*BRIEF*
Stop at the line containing "92px 106px 64px": repeat exactly every line of the entries below from the first up to it, plus that line, with pictures omitted.

** begin MATERIALS PROVIDED **

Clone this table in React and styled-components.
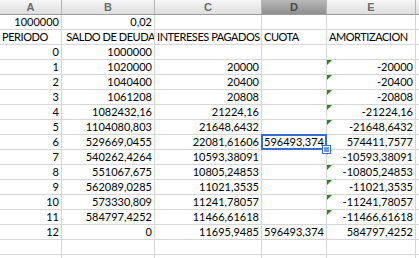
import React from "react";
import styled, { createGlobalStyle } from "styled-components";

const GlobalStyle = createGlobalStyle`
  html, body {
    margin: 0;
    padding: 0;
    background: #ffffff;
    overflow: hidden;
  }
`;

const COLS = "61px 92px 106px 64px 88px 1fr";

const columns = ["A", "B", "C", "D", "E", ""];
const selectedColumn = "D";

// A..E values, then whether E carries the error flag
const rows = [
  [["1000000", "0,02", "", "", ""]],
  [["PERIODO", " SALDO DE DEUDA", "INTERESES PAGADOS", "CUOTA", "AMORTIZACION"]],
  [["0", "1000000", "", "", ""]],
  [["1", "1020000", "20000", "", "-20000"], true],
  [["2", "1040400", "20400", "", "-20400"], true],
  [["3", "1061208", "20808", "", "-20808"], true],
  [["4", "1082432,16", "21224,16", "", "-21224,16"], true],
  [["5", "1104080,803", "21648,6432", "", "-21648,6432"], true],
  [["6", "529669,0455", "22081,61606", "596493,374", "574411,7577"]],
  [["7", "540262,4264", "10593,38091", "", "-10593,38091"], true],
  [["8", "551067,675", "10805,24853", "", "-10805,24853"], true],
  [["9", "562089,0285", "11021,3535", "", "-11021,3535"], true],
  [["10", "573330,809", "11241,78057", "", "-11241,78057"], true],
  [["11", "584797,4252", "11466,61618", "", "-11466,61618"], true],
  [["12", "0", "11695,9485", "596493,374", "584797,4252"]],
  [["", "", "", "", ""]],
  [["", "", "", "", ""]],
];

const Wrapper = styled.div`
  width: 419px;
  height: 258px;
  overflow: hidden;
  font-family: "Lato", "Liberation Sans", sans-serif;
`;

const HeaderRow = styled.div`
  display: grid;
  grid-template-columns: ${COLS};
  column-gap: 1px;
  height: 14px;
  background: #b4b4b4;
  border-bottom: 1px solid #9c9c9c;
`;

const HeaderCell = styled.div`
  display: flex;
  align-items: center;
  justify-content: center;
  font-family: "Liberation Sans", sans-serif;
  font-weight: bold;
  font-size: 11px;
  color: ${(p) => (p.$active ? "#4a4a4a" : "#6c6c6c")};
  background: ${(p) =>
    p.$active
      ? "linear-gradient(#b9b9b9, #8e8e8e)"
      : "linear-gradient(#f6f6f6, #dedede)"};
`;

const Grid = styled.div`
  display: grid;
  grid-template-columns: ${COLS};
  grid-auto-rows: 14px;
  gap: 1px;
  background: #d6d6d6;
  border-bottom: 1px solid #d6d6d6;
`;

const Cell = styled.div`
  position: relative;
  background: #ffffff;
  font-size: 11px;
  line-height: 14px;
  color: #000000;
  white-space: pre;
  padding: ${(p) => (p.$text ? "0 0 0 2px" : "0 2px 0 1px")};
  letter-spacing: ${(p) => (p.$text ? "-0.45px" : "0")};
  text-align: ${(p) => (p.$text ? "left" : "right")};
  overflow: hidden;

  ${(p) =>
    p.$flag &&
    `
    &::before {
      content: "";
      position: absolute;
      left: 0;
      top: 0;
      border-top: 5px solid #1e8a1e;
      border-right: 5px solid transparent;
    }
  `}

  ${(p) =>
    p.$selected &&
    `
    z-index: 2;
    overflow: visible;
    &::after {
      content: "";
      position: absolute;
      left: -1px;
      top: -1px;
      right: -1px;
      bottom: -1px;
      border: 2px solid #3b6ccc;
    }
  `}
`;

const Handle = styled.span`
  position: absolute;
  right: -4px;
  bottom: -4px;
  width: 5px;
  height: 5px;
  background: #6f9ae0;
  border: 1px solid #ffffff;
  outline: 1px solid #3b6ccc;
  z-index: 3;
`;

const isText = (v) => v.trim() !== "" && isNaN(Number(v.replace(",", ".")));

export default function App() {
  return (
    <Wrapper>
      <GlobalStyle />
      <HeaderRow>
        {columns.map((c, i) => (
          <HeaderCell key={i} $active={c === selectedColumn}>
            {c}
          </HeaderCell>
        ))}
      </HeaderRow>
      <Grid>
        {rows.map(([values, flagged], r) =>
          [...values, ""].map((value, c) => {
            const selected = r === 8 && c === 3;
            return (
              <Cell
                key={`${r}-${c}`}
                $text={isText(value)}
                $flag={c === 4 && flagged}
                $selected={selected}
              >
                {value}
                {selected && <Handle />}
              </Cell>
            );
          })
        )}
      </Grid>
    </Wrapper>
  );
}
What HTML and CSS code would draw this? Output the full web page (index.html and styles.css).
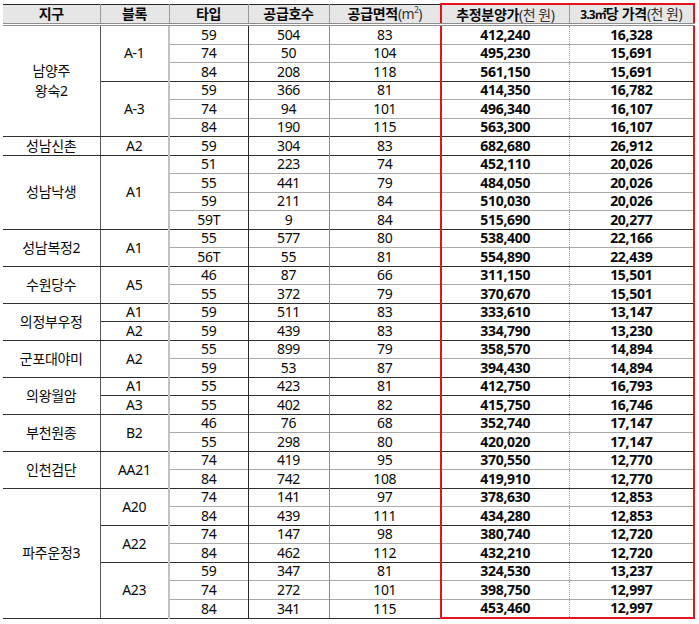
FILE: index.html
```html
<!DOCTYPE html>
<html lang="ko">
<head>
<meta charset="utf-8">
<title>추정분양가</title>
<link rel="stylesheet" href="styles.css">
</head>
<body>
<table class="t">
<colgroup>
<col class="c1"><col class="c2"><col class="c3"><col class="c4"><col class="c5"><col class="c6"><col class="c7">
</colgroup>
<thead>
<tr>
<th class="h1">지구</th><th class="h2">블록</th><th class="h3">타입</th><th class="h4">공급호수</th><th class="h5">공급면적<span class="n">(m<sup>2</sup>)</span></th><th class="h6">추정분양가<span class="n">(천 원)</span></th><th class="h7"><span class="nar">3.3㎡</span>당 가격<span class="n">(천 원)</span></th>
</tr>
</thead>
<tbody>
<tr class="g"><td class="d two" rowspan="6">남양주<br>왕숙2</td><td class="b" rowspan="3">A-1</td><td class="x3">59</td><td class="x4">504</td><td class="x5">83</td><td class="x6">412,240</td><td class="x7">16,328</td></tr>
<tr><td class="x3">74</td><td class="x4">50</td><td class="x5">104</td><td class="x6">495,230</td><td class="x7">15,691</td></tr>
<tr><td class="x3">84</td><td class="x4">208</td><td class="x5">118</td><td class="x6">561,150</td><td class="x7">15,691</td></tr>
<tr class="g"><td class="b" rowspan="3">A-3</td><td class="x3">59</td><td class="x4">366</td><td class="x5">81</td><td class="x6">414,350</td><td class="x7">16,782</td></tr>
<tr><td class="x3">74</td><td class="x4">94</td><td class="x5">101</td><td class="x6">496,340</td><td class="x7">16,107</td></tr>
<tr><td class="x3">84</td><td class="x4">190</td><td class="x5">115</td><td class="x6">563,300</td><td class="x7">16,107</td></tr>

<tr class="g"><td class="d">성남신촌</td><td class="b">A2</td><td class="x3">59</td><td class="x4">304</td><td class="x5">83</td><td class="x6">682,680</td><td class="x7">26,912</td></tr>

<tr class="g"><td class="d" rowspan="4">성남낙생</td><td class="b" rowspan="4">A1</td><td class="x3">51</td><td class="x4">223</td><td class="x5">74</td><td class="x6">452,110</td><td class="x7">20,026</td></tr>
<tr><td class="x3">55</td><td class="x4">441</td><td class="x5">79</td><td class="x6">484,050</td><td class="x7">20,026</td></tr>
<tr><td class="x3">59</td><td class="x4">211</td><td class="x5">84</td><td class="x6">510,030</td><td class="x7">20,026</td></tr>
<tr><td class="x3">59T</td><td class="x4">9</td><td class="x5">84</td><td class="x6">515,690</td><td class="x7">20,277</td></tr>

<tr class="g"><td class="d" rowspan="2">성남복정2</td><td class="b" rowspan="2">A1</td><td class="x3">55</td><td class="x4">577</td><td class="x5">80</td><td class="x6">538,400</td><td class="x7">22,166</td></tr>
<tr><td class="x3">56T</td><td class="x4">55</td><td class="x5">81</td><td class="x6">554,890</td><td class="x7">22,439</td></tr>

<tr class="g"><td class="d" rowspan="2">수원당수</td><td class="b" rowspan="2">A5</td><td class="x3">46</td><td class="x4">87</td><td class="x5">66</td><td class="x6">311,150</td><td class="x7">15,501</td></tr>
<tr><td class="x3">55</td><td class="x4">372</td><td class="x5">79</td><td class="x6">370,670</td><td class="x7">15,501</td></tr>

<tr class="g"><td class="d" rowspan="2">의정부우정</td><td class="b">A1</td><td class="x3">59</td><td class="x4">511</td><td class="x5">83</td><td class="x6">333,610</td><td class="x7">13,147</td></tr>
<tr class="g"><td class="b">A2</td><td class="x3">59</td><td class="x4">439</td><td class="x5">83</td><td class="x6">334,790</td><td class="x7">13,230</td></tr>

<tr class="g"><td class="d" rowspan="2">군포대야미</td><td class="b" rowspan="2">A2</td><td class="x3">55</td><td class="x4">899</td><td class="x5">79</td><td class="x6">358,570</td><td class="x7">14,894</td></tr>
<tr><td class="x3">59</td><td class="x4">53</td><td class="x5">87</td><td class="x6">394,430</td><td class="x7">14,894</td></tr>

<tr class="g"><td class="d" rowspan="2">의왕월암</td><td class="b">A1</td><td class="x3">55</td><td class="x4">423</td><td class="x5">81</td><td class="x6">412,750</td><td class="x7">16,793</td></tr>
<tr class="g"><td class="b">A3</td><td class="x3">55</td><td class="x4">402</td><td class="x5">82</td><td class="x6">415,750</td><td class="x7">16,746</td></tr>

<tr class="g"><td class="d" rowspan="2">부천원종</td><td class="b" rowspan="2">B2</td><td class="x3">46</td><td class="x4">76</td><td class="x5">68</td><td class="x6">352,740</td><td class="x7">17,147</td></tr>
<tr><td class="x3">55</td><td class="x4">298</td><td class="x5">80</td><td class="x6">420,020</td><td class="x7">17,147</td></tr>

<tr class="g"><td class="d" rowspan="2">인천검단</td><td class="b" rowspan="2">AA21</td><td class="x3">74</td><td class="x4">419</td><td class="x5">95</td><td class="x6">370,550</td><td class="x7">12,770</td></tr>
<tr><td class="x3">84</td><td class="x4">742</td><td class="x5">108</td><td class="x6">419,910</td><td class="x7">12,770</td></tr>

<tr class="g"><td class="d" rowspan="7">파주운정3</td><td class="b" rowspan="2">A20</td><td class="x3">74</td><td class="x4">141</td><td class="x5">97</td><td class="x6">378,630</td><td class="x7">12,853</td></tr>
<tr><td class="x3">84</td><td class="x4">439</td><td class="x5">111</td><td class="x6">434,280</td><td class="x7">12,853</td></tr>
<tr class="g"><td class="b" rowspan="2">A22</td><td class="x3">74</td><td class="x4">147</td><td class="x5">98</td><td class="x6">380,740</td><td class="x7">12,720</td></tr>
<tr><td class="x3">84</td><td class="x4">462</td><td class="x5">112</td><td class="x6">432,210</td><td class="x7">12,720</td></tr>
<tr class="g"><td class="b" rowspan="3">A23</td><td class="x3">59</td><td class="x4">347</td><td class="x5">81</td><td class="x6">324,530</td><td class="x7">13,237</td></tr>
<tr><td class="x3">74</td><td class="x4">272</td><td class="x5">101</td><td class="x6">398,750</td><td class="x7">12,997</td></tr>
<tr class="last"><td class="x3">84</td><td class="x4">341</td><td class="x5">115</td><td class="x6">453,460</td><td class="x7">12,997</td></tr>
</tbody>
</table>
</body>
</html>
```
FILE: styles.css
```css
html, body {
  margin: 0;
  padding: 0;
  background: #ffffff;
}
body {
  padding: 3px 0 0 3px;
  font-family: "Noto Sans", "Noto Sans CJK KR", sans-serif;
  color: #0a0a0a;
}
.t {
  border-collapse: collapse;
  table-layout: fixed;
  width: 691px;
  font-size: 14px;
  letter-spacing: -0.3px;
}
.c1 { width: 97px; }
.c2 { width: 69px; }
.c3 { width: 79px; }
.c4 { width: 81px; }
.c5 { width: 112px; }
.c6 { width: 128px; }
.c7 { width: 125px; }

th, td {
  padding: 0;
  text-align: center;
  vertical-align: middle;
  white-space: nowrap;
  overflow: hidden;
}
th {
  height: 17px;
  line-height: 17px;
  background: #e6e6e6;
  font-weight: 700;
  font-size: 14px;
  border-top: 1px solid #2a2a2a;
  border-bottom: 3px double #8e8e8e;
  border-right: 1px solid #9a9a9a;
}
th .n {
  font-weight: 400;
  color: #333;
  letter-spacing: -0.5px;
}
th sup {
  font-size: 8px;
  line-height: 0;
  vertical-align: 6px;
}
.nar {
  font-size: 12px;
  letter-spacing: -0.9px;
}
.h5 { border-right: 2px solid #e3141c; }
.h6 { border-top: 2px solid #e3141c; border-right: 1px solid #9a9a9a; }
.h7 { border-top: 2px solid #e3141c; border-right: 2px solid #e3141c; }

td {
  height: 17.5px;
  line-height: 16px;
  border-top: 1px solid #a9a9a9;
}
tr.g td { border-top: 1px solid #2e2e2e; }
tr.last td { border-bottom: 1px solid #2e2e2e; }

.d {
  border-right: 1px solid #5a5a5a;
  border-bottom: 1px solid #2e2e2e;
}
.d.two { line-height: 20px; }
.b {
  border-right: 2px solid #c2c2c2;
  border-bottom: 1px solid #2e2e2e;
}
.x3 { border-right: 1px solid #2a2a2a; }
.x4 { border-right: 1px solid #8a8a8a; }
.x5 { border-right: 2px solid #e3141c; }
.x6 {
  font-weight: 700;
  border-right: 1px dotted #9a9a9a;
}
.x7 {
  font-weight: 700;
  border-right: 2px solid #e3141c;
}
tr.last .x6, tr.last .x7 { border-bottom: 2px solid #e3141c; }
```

** end MATERIALS PROVIDED **

*EXERCISE ANSWER*
Clone this table in React and styled-components.
import React from "react";
import styled, { createGlobalStyle } from "styled-components";

const GlobalStyle = createGlobalStyle`
  html, body {
    margin: 0;
    padding: 0;
    background: #ffffff;
    overflow: hidden;
  }
`;

const COLS = "61px 92px 106px 64px 88px 1fr";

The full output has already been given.